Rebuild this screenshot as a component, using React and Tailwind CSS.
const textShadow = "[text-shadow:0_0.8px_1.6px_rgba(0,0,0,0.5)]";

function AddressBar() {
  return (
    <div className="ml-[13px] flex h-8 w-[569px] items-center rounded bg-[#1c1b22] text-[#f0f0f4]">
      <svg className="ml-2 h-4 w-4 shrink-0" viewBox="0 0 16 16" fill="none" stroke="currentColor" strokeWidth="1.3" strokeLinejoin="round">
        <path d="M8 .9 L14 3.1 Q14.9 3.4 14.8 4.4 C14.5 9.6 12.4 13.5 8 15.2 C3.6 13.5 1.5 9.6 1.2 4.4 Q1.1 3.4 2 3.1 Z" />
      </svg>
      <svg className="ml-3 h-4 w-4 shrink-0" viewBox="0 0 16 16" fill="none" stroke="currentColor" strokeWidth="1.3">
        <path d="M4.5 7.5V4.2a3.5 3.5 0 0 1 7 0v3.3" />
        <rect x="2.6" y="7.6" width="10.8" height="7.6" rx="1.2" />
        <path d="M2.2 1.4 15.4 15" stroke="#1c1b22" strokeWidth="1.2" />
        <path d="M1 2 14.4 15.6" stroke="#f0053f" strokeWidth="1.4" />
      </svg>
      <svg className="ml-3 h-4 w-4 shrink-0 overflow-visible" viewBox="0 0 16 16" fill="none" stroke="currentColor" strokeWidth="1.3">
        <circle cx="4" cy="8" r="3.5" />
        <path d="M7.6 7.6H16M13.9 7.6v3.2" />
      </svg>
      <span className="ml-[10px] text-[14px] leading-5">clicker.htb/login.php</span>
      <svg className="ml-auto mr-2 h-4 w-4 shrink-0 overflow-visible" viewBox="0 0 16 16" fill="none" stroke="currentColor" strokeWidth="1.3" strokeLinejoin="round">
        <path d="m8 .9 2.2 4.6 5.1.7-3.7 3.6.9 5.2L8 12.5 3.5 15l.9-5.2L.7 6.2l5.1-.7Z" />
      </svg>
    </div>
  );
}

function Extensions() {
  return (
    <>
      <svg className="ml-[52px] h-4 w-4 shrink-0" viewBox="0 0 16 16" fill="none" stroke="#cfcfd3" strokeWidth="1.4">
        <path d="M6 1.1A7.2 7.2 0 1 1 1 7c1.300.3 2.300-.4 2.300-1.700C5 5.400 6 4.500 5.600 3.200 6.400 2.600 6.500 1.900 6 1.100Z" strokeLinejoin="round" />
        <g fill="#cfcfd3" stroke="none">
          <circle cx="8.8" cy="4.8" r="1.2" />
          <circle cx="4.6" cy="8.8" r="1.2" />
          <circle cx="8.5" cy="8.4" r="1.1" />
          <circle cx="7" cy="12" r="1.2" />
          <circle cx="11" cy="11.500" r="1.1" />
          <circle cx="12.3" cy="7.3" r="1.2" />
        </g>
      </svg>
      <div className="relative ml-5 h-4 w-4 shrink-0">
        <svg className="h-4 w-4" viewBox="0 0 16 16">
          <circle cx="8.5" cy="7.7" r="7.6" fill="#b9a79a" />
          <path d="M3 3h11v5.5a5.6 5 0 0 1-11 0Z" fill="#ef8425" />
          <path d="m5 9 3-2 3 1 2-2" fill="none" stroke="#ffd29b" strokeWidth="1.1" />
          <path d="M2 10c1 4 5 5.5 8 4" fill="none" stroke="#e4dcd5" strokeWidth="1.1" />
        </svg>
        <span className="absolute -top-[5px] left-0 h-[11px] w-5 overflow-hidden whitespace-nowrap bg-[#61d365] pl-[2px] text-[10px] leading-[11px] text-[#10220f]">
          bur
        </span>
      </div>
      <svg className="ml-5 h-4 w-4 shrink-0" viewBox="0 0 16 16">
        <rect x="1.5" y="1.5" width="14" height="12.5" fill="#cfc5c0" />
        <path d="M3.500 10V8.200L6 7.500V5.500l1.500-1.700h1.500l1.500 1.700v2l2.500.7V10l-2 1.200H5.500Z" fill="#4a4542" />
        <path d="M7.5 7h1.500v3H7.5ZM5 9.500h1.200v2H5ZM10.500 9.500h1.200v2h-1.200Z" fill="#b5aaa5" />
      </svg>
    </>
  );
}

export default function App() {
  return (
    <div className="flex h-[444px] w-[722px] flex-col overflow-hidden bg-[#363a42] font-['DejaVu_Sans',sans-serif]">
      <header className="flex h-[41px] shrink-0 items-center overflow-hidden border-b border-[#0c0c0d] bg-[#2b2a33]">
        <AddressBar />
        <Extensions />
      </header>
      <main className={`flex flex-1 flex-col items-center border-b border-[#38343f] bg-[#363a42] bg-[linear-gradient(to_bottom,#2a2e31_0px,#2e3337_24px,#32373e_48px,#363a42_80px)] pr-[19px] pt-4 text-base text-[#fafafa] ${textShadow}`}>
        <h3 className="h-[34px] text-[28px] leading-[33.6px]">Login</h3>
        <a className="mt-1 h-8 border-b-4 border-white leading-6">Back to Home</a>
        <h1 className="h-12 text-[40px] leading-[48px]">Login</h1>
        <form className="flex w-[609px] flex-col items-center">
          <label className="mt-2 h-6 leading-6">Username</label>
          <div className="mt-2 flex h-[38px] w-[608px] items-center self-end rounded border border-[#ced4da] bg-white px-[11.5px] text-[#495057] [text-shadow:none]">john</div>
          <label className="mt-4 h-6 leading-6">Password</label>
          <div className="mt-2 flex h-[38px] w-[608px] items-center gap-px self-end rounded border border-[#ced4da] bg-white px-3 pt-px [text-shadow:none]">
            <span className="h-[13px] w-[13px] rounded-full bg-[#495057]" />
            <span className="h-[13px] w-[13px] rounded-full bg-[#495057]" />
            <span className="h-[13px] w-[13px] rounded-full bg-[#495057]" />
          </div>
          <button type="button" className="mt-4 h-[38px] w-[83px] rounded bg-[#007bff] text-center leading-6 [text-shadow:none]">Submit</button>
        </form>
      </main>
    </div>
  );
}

:::

DESCRIPTION OF THE TASK
Repeat the material above in full, keeping every word.

SOLUTION TO THE PROBLEM
Rebuild this screenshot as a component, using React and Tailwind CSS.
const textShadow = "[text-shadow:0_0.8px_1.6px_rgba(0,0,0,0.5)]";

function AddressBar() {
  return (
    <div className="ml-[13px] flex h-8 w-[569px] items-center rounded bg-[#1c1b22] text-[#f0f0f4]">
      <svg className="ml-2 h-4 w-4 shrink-0" viewBox="0 0 16 16" fill="none" stroke="currentColor" strokeWidth="1.3" strokeLinejoin="round">
        <path d="M8 .9 L14 3.1 Q14.9 3.4 14.8 4.4 C14.5 9.6 12.4 13.5 8 15.2 C3.6 13.5 1.5 9.6 1.2 4.4 Q1.1 3.4 2 3.1 Z" />
      </svg>
      <svg className="ml-3 h-4 w-4 shrink-0" viewBox="0 0 16 16" fill="none" stroke="currentColor" strokeWidth="1.3">
        <path d="M4.5 7.5V4.2a3.5 3.5 0 0 1 7 0v3.3" />
        <rect x="2.6" y="7.6" width="10.8" height="7.6" rx="1.2" />
        <path d="M2.2 1.4 15.4 15" stroke="#1c1b22" strokeWidth="1.2" />
        <path d="M1 2 14.4 15.6" stroke="#f0053f" strokeWidth="1.4" />
      </svg>
      <svg className="ml-3 h-4 w-4 shrink-0 overflow-visible" viewBox="0 0 16 16" fill="none" stroke="currentColor" strokeWidth="1.3">
        <circle cx="4" cy="8" r="3.5" />
        <path d="M7.6 7.6H16M13.9 7.6v3.2" />
      </svg>
      <span className="ml-[10px] text-[14px] leading-5">clicker.htb/login.php</span>
      <svg className="ml-auto mr-2 h-4 w-4 shrink-0 overflow-visible" viewBox="0 0 16 16" fill="none" stroke="currentColor" strokeWidth="1.3" strokeLinejoin="round">
        <path d="m8 .9 2.2 4.6 5.1.7-3.7 3.6.9 5.2L8 12.5 3.5 15l.9-5.2L.7 6.2l5.1-.7Z" />
      </svg>
    </div>
  );
}

function Extensions() {
  return (
    <>
      <svg className="ml-[52px] h-4 w-4 shrink-0" viewBox="0 0 16 16" fill="none" stroke="#cfcfd3" strokeWidth="1.4">
        <path d="M6 1.1A7.2 7.2 0 1 1 1 7c1.300.3 2.300-.4 2.300-1.700C5 5.400 6 4.500 5.600 3.200 6.400 2.600 6.500 1.900 6 1.100Z" strokeLinejoin="round" />
        <g fill="#cfcfd3" stroke="none">
          <circle cx="8.8" cy="4.8" r="1.2" />
          <circle cx="4.6" cy="8.8" r="1.2" />
          <circle cx="8.5" cy="8.4" r="1.1" />
          <circle cx="7" cy="12" r="1.2" />
          <circle cx="11" cy="11.500" r="1.1" />
          <circle cx="12.3" cy="7.3" r="1.2" />
        </g>
      </svg>
      <div className="relative ml-5 h-4 w-4 shrink-0">
        <svg className="h-4 w-4" viewBox="0 0 16 16">
          <circle cx="8.5" cy="7.7" r="7.6" fill="#b9a79a" />
          <path d="M3 3h11v5.5a5.6 5 0 0 1-11 0Z" fill="#ef8425" />
          <path d="m5 9 3-2 3 1 2-2" fill="none" stroke="#ffd29b" strokeWidth="1.1" />
          <path d="M2 10c1 4 5 5.5 8 4" fill="none" stroke="#e4dcd5" strokeWidth="1.1" />
        </svg>
        <span className="absolute -top-[5px] left-0 h-[11px] w-5 overflow-hidden whitespace-nowrap bg-[#61d365] pl-[2px] text-[10px] leading-[11px] text-[#10220f]">
          bur
        </span>
      </div>
      <svg className="ml-5 h-4 w-4 shrink-0" viewBox="0 0 16 16">
        <rect x="1.5" y="1.5" width="14" height="12.5" fill="#cfc5c0" />
        <path d="M3.500 10V8.200L6 7.500V5.500l1.500-1.700h1.500l1.500 1.700v2l2.500.7V10l-2 1.200H5.500Z" fill="#4a4542" />
        <path d="M7.5 7h1.500v3H7.5ZM5 9.500h1.200v2H5ZM10.500 9.500h1.200v2h-1.200Z" fill="#b5aaa5" />
      </svg>
    </>
  );
}

export default function App() {
  return (
    <div className="flex h-[444px] w-[722px] flex-col overflow-hidden bg-[#363a42] font-['DejaVu_Sans',sans-serif]">
      <header className="flex h-[41px] shrink-0 items-center overflow-hidden border-b border-[#0c0c0d] bg-[#2b2a33]">
        <AddressBar />
        <Extensions />
      </header>
      <main className={`flex flex-1 flex-col items-center border-b border-[#38343f] bg-[#363a42] bg-[linear-gradient(to_bottom,#2a2e31_0px,#2e3337_24px,#32373e_48px,#363a42_80px)] pr-[19px] pt-4 text-base text-[#fafafa] ${textShadow}`}>
        <h3 className="h-[34px] text-[28px] leading-[33.6px]">Login</h3>
        <a className="mt-1 h-8 border-b-4 border-white leading-6">Back to Home</a>
        <h1 className="h-12 text-[40px] leading-[48px]">Login</h1>
        <form className="flex w-[609px] flex-col items-center">
          <label className="mt-2 h-6 leading-6">Username</label>
          <div className="mt-2 flex h-[38px] w-[608px] items-center self-end rounded border border-[#ced4da] bg-white px-[11.5px] text-[#495057] [text-shadow:none]">john</div>
          <label className="mt-4 h-6 leading-6">Password</label>
          <div className="mt-2 flex h-[38px] w-[608px] items-center gap-px self-end rounded border border-[#ced4da] bg-white px-3 pt-px [text-shadow:none]">
            <span className="h-[13px] w-[13px] rounded-full bg-[#495057]" />
            <span className="h-[13px] w-[13px] rounded-full bg-[#495057]" />
            <span className="h-[13px] w-[13px] rounded-full bg-[#495057]" />
          </div>
          <button type="button" className="mt-4 h-[38px] w-[83px] rounded bg-[#007bff] text-center leading-6 [text-shadow:none]">Submit</button>
        </form>
      </main>
    </div>
  );
}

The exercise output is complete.